Tuesday, January 23, 2018

The Wanderers (West Country Trilogy) Hardcover – March 13, 2018 by Tim Pears (Bloomsbury Publishing)


The Wanderers by Tim Pears review – a hypnotic paean to rural England

The second instalment of Pears’s West Country trilogy, set in the run-up to the first world war, is testament to his uncommon skill


Media of The Wanderers



Last January The Horseman, the first instalment in Tim Pears’s West Country trilogy, introduced us to young Leo Sercombe, a Devon carter’s son with an exceptional affinity for horses. Set in the early 20th century, it is a gorgeously hypnotic paean to rural England, recreating in its myopic focus, languid pace and spare prose a way of being in the world that is all but unrecoverable to our hyperconnected modern minds. Unfolding slowly, it saves its punch for the final pages when Leo’s friendship with Lottie Prideaux, the local landowner’s daughter, at last brings disaster down upon him. The Wandererscontinues the story of both Leo and Lottie, and with little in the way of conventional plot to drive the narrative, it is largely the question of whether they will find one another again, and how, and when, that pulls the reader along.

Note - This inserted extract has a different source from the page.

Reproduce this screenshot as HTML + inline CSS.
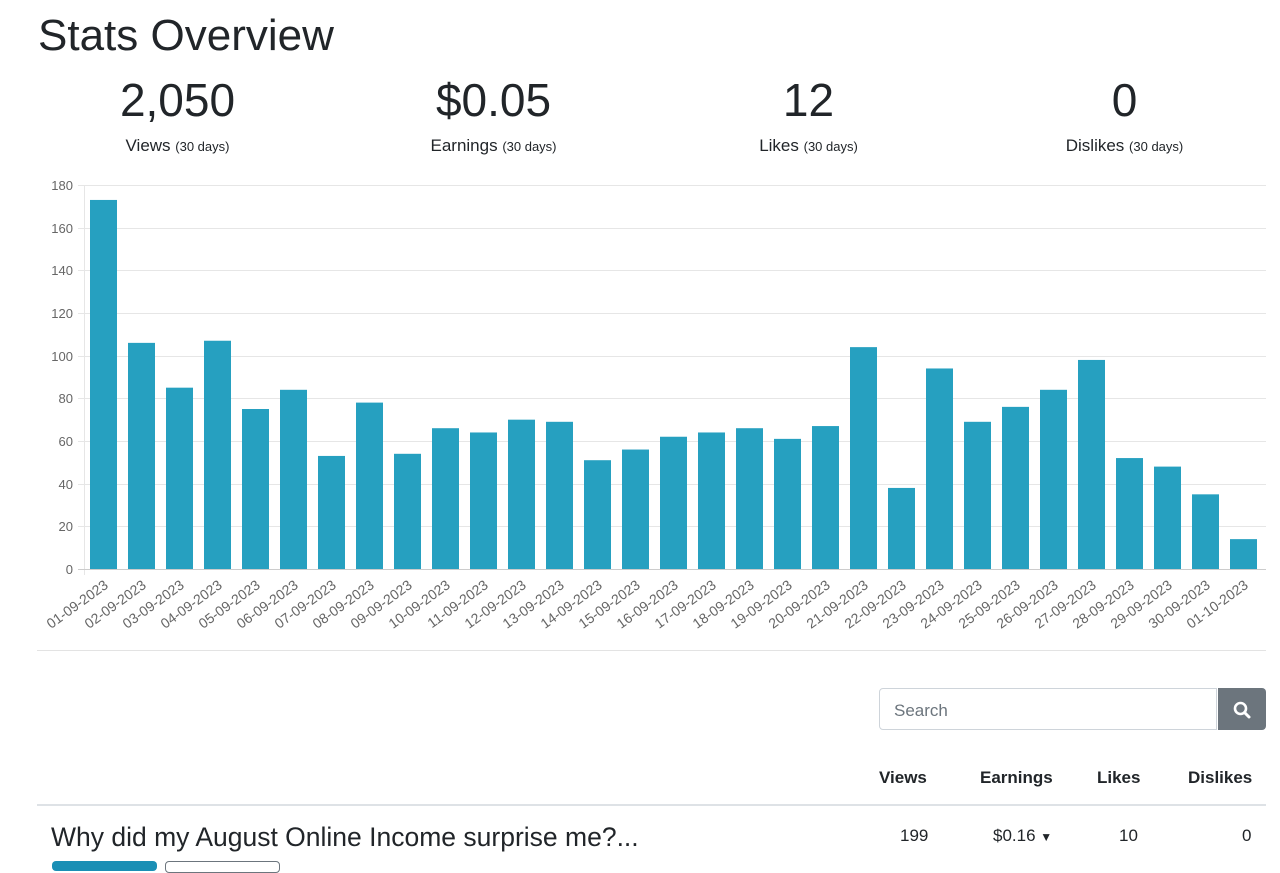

That it does so, without question, is testament to Pears’s uncommon skill. It is no mean feat for a writer to eschew the tyranny of cliffhangers, coincidences and plot twists, instead trusting the reader to stay with them for the sheer pleasure of the writing and the interest in the world conjured up. It requires unwavering confidence; a consistency of pace and vision that must be there from the outset, and must not falter; and something withheld, however subtly, that creates an itch to turn the page.

His writing slips between gorgeously sonorous Old Testament rhythms and clipped, verbless sentences

None of this is to say that nothing happens in The Wanderers. Having been driven from his home, Leo (usually referred to as “the boy”) lives for a time with Gypsies, then with a hermit, and works in a Dartmoor mine and on a farm. Lottie pursues a fascination for anatomy, endures her father’s remarriage, and unwillingly prepares herself to be sent to Germany to be “finished”. Slowly, incrementally, Pears sets the stage for the final book in the trilogy.

In common with many contemporary novelists who are drawn to describe the relationship between men and landscape – for instance, Cynan Jonesand Ben Myers – Pears seems to owe a debt to Cormac McCarthy. His writing slips between gorgeously sonorous Old Testament rhythms and clipped, verbless sentences (“He ate the meat and bread crouched upon the rock in his fine suit, and beheld the horse below and knew not whether he was blessed or cursed. Wealthy or poor. Free or bound. Joyful or desolate. In time he might discover”). Similar, too, is the almost anthropological detachment of the narrator and a wordless unsentimentality that nevertheless becomes highly emotionally charged as masculine vulnerability is revealed in spite of the characters’ best efforts. But McCarthy devotees need not be concerned about encountering some kind of pastiche in these pages: The Horseman and The Wanderers are much gentler and less elemental, and their bucolic, prewar, West Country world could not be more different from the harsh landscapes of the American west.

It is the first world war, of course, that hangs over these books, and which Pears so deftly employs (and avoids). It’s impossible to set a book in 1912 without fencing in some way with its shadow, but he does not rush us towards it too precipitately. Instead, the coming conflict is foreshadowed here and there, but in the subtlest of ways:

They each stood and watched whatever it was growing larger, approaching them through the air. Bearing down upon them, flying low and fast along the ridge, straight as arrows. Leo felt his knees weaken … the two mute swans rose and flew over them, a yard or two above their heads.

The Wanderers is peppered with moments of awestruck wonder at the natural world, often related to birds, for Leo is a noticer, and in his own way, a thinker. Their effect is to remind us that, just a century ago, life for ordinary people was full of mysteries that could not be resolved by typing a keyword into Google. This meant that experience itself – thought, curiosity, imagination – was differently textured, something that many writers of books set in the past fail to take into account when they remove modern technology but ignore the phenomenological implications of a world without it. For instance, there were far fewer mirrors; news travelled slowly, if at all; many people journeyed no further than a few miles from their home, few expected to move faster than a horse could carry them. In both this book and its forerunner, the care that has been taken with historical research is obvious; but it is this deeper, subtler layer of reconstruction that sets these moving novels apart.